== EXERCISE GOAL ==
Exactly as written, quote every line that follows, skipping the images.
(begin)
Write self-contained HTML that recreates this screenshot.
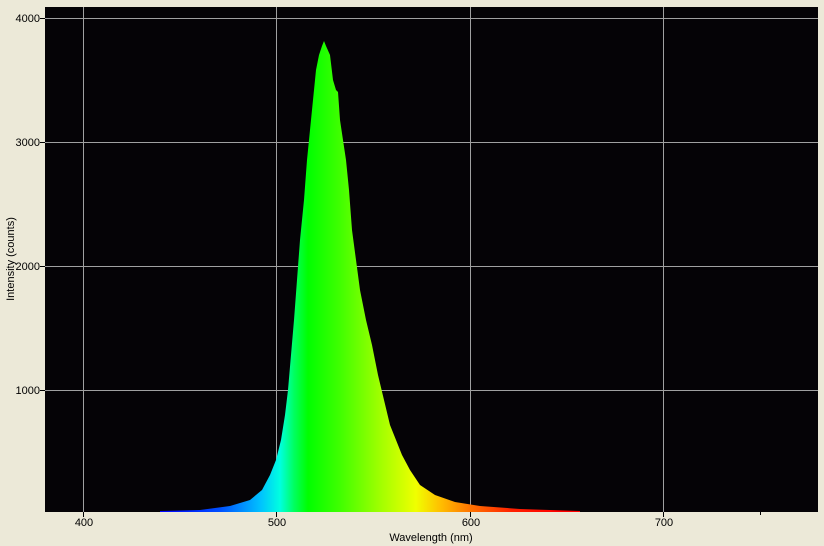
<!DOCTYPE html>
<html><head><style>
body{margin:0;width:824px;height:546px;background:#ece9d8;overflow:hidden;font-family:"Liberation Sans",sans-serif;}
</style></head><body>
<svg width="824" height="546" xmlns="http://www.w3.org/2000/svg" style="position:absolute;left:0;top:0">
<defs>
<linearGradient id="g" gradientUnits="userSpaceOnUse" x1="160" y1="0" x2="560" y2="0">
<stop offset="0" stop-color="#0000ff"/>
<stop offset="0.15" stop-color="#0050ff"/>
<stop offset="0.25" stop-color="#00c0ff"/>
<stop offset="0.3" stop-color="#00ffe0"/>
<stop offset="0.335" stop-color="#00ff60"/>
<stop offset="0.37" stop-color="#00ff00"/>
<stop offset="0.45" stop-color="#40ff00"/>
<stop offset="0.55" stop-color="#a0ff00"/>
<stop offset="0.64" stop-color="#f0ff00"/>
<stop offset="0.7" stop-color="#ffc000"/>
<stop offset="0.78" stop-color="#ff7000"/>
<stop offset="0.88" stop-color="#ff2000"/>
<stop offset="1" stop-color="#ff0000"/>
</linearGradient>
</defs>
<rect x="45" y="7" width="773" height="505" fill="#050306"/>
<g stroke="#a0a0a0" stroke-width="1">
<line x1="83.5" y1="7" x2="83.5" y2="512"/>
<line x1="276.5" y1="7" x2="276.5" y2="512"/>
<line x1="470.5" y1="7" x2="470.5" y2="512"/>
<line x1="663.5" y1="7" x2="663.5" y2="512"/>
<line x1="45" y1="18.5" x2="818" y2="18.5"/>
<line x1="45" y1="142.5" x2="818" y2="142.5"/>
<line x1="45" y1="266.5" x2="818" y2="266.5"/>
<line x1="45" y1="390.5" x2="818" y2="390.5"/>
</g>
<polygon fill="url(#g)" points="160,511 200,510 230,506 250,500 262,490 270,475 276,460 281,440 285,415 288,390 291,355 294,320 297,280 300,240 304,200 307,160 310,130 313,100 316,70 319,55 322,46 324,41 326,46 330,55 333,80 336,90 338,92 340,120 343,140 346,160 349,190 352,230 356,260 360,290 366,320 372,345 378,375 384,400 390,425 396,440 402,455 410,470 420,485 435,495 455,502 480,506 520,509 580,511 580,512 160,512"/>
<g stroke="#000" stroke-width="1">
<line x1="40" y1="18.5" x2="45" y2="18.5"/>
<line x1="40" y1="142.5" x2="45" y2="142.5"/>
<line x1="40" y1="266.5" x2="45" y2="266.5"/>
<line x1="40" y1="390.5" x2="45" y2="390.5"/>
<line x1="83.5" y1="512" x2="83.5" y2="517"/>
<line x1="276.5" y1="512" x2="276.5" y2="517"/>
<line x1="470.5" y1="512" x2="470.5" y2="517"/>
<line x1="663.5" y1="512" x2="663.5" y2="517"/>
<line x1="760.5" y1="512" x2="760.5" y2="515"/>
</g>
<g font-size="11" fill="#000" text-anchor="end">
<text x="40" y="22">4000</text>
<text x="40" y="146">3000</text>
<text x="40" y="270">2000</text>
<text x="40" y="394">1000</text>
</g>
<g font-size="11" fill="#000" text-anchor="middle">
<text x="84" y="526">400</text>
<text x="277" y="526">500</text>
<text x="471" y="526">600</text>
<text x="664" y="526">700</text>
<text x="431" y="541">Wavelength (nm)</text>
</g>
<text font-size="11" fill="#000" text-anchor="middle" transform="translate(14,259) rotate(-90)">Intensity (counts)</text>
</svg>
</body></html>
(end)
== FINISHED EXERCISE ==
Write self-contained HTML that recreates this screenshot.
<!DOCTYPE html>
<html><head><style>
body{margin:0;width:824px;height:546px;background:#ece9d8;overflow:hidden;font-family:"Liberation Sans",sans-serif;}
</style></head><body>
<svg width="824" height="546" xmlns="http://www.w3.org/2000/svg" style="position:absolute;left:0;top:0">
<defs>
<linearGradient id="g" gradientUnits="userSpaceOnUse" x1="160" y1="0" x2="560" y2="0">
<stop offset="0" stop-color="#0000ff"/>
<stop offset="0.15" stop-color="#0050ff"/>
<stop offset="0.25" stop-color="#00c0ff"/>
<stop offset="0.3" stop-color="#00ffe0"/>
<stop offset="0.335" stop-color="#00ff60"/>
<stop offset="0.37" stop-color="#00ff00"/>
<stop offset="0.45" stop-color="#40ff00"/>
<stop offset="0.55" stop-color="#a0ff00"/>
<stop offset="0.64" stop-color="#f0ff00"/>
<stop offset="0.7" stop-color="#ffc000"/>
<stop offset="0.78" stop-color="#ff7000"/>
<stop offset="0.88" stop-color="#ff2000"/>
<stop offset="1" stop-color="#ff0000"/>
</linearGradient>
</defs>
<rect x="45" y="7" width="773" height="505" fill="#050306"/>
<g stroke="#a0a0a0" stroke-width="1">
<line x1="83.5" y1="7" x2="83.5" y2="512"/>
<line x1="276.5" y1="7" x2="276.5" y2="512"/>
<line x1="470.5" y1="7" x2="470.5" y2="512"/>
<line x1="663.5" y1="7" x2="663.5" y2="512"/>
<line x1="45" y1="18.5" x2="818" y2="18.5"/>
<line x1="45" y1="142.5" x2="818" y2="142.5"/>
<line x1="45" y1="266.5" x2="818" y2="266.5"/>
<line x1="45" y1="390.5" x2="818" y2="390.5"/>
</g>
<polygon fill="url(#g)" points="160,511 200,510 230,506 250,500 262,490 270,475 276,460 281,440 285,415 288,390 291,355 294,320 297,280 300,240 304,200 307,160 310,130 313,100 316,70 319,55 322,46 324,41 326,46 330,55 333,80 336,90 338,92 340,120 343,140 346,160 349,190 352,230 356,260 360,290 366,320 372,345 378,375 384,400 390,425 396,440 402,455 410,470 420,485 435,495 455,502 480,506 520,509 580,511 580,512 160,512"/>
<g stroke="#000" stroke-width="1">
<line x1="40" y1="18.5" x2="45" y2="18.5"/>
<line x1="40" y1="142.5" x2="45" y2="142.5"/>
<line x1="40" y1="266.5" x2="45" y2="266.5"/>
<line x1="40" y1="390.5" x2="45" y2="390.5"/>
<line x1="83.5" y1="512" x2="83.5" y2="517"/>
<line x1="276.5" y1="512" x2="276.5" y2="517"/>
<line x1="470.5" y1="512" x2="470.5" y2="517"/>
<line x1="663.5" y1="512" x2="663.5" y2="517"/>
<line x1="760.5" y1="512" x2="760.5" y2="515"/>
</g>
<g font-size="11" fill="#000" text-anchor="end">
<text x="40" y="22">4000</text>
<text x="40" y="146">3000</text>
<text x="40" y="270">2000</text>
<text x="40" y="394">1000</text>
</g>
<g font-size="11" fill="#000" text-anchor="middle">
<text x="84" y="526">400</text>
<text x="277" y="526">500</text>
<text x="471" y="526">600</text>
<text x="664" y="526">700</text>
<text x="431" y="541">Wavelength (nm)</text>
</g>
<text font-size="11" fill="#000" text-anchor="middle" transform="translate(14,259) rotate(-90)">Intensity (counts)</text>
</svg>
</body></html>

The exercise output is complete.